Too much agony for those living in Nairobi

Of the many things that make life in Nairobi, unbearable are traffic jams, power blackouts, water shortages, and landlords. Among the latter, there is a very obnoxious and vile breed that gets its kicks from persecuting hapless tenants.

Nairobi is rated the second most congested city in the world after India’s Kolkata. Thus, Nairobians understand the anguish and risks of sitting in traffic jams for hours on end. Yet with proper planning to facilitate the free flow of traffic, it should take an average of 30 minutes’ drive to reach the furthest residential areas outside the city centre and vice versa. On a good day, though, it takes two hours to complete that journey.

Whether one is using a private car or public transport, it is a nightmare. For private car users, a paucity of parking spaces and high charges thereof serve to compound an already bad situation. And this, after the option of lowering your car window and have hawkers poke every available merchandise in your face while you wait for the green light to proceed or suffocating in the interior of your locked car because the air conditioner, if any, is on a boycott.

If you use public transport, by the time you make it for work, you are in a foul mood and dehydrated. Not only does the heat inside buses whose windows are closed and immovable suck the fluids out of your body, but the chance you could catch tuberculosis or a particularly viral strain of flu or cough also increases exponentially. The World Bank pegs losses occasioned by traffic jams in Nairobi at Sh50 million each working day. Yet despite such statistics, it is amazing that government strategists and planners have not been able to figure out how to alleviate the misery of commuters in Nairobi.

Feasibility studies

Nairobi’s first governor came up with a half baked solution that backfired so hard, it was a spectacle. The experiment was withdrawn within hours of implementation. Early this year, the CS for Transport came up with a suggestion for 'car-less' days that was, at best, ridiculous because it had no foundation on feasibility studies. The idea died as fast as it was impulsively mooted. While smaller economies than ours, in particular, Rwanda and Tanzania, have the Bus Rapid Transport up and about, ours remains a concept on the draft paper.

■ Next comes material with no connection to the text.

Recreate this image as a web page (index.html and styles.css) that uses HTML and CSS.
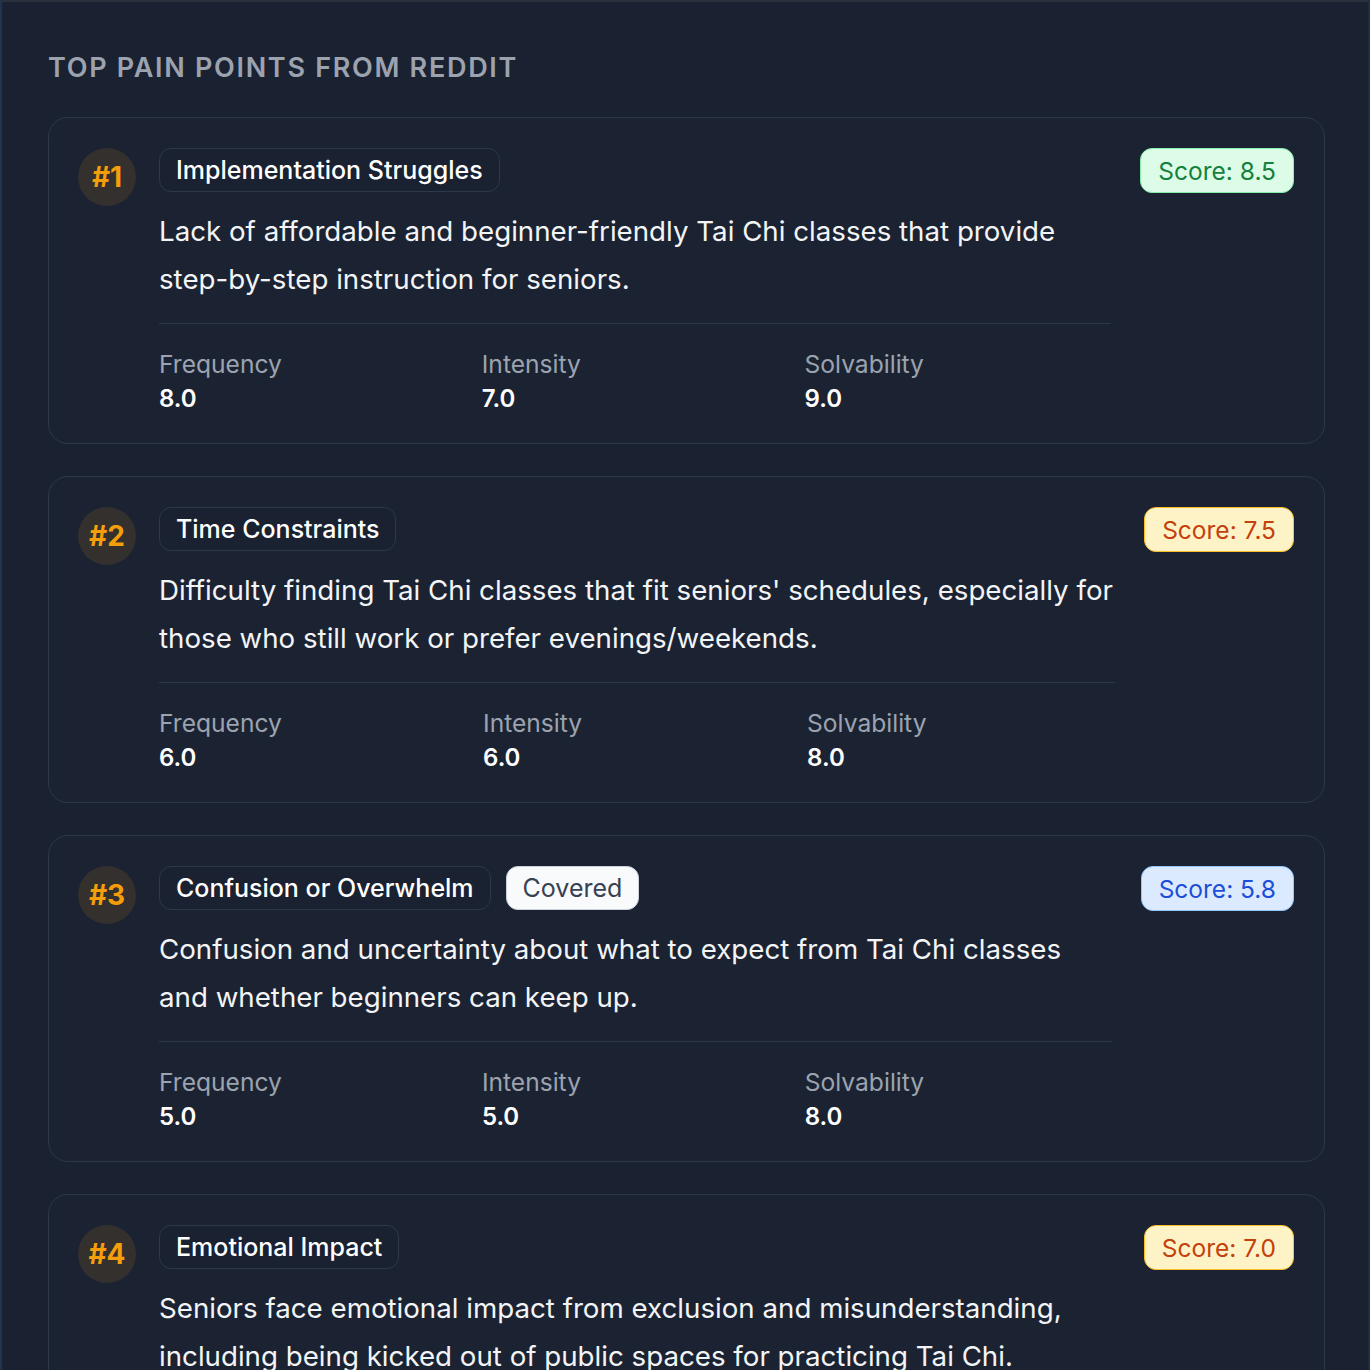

While intra-city train services can greatly reduce traffic jams without necessarily involving the purchase of huge tracts of land at exorbitant prices, the government would rather invest in grandiose plans to build super expressways that would only serve the affluent but still have no return on investment. Indeed, these gargantuan investments have the potential of mortgaging Kenya to China which, for years, will manage the superhighways to try and recoup loans given to us. On the other hand, it will take the much-vaunted Standard Gauge Railway aeons to break even and meanwhile, the Chinese will be riding roughshod over us.

Water shortages

The overflow duct on the Ndakaini dam was opened recently after the dam reached a maximum 70 metres of water. While all along water shortages in Nairobi have been blamed on low levels of water in the dam, water shortages continue to bite in Nairobi. Ndakaini dam is no longer the culprit so, who is? Is it Nairobi Water and Sewerage Company, the Nairobi County government, Ministry of Water and Irrigation, the Water Services Regulatory Board, or powerful, highly connected water cartels? Nairobians deserve to know the source of their problems.

Part of the blame should be apportioned to the Nairobi County government for the haphazard manner in which residential houses are constructed. The tragedy is that 70 per cent of these buildings are illegal and lack requisite approvals from relevant bodies. The haphazard manner of construction means such houses are not connected to water and sewage lines or the national power grid. Too many houses have collapsed in recent years within Nairobi, but authorities see no urgency in bringing down houses that fail to meet safety standards. Some of these houses are built on riparian land. In a way, this contributes to flooding during the rainy seasons.

In the recent Tassia house collapse tragedy, it is alleged the landlord lured poor Kenyans to their deaths with the offer of cheap rent without paying deposit upfront. He knew the danger his building posed, but greed for money overcame caution and regard for fellow human beings.  

It does not end there. The plumbing systems in most houses are so shoddy from poor, cheap workmanship, blockages are a daily occurrence. The most annoying thing is that landlords go missing in action when repair work demands but never miss to show up when rent is due, and they can be foul too. Let’s keep them in prayers this season and hope the Damascus moment will happen to them.